Los números surgieron en las cabezas de los homínidos y luego comprendieron que les daba acceso a entender patrones “matemáticos” en la naturaleza, como la circunferencia y el diámetro de un círculo. Eso acarrea una emoción gozosa. Sin números les hubiera sido imposible descubrir proporciones como el radio de un círculo. Desde entonces llevamos a cuestas una necesidad y, al mismo tiempo, un gusto por cuantificar. Sin los números jamás habrían llegado sondas a Marte y más allá. Sobre todo, sin ellos no habríamos aprendido el valor del relato, ni nos habríamos enfrascado en la búsqueda del movimiento perpetuo. La ficción literaria descansa en el pensamiento matemático y lo trasciende, se encamina al reino del cotilleo o chisme y ahí prospera. Así me lo dijo en alguna otra conversación el historiador Yuval Noah Harari, quien debido a sus ideas sincréticas, hipermodernas, provocadoras, ys su tremendo éxito gracias a su elocuente pluma, ha sido severamente criticado por investigadores que lo acusan de extrapolar hipótesis y teorías científicas.
¿Dónde da inicio el relato?
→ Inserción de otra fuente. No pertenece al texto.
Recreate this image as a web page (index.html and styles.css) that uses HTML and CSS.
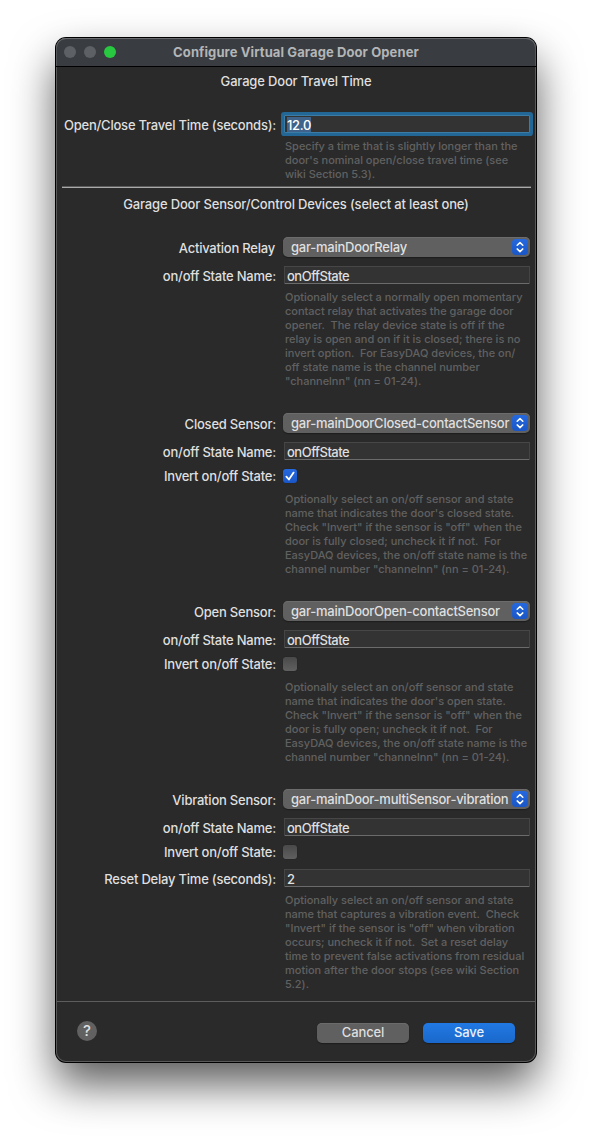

En la necesidad inmemorial de contar objetos, personas, sentimientos, mentiras, chismes. Las contradicciones, los chismes, ¿son motores de cambio creativo?, le pregunté. Harari los llama disonancia cognitiva. Hay la tendencia a pensar que la Historia es coherente y que las cosas encajan más o menos de manera lógica. Pero no es así, siempre hay contradicciones. Hoy en día creemos en la libertad y en la igualdad. No obstante, se contradicen, pues mientras más libertad hay, menos igualdad tenemos en una sociedad y viceversa. Pero esto no es malo en sí, asegura Yuval, es una chispa para echar a andar la creatividad humana. El arte es una cadena de contradicciones entre la luz y la oscuridad que acontece en el tiempo y el espacio. En cuanto a los chismes, pensamos que son algo insignificante y sucio, que deben ser ignorados. Pero en realidad son ingrediente esencial del comportamiento humano. Somos animales sociales y vivimos bajo constante escrutinio. Todo lo que hacemos está calculado en función de la confianza o la desconfianza hacia nuestros semejantes. Si sales a cazar, dependes de tus compañeros; si te enfermas, debes confiar en alguien que te cuide. Y esto solo se sabe hablando de los demás: ¿quién es mi amigo?; si aquel es amigo de mi enemigo, ¿debo también cuidarme de él? Así que necesitamos una gran cantidad de información social y el chisme es el vehículo que hemos utilizado durante miles de años.
De hecho, hay quienes piensan que significó un estímulo determinante en la sofistificación del lenguaje hablado y escrito. La comunicación humana no evolucionó para hacer arte, filosofía, matemáticas y leyes, sino para chismear sobre otros miembros de la comunidad. Incluso hoy en día mucha investigación académica se hace de esta forma, afirma Yuval. Según él, si ves a dos historiadores reunirse en el descanso a tomar un café, unos minutos intercambiarán opiniones sobre la Revolución francesa y la Primera Guerra Mundial, pero enseguida pasarán a cotillear sobre la colega de no mal ver que ha roto con su pareja o sobre el profesor que decidió publicar sus ideas equivocadas. Mucha gente piensa que esa es la manera más disfrutable de usar el lenguaje. La teoría económica y la física nuclear pueden dormir al público, pero si alguien cuenta chismes sobre la bolsa de valores bursátiles y los enredos sentimentales de los científicos el ambiente se anima de inmediato.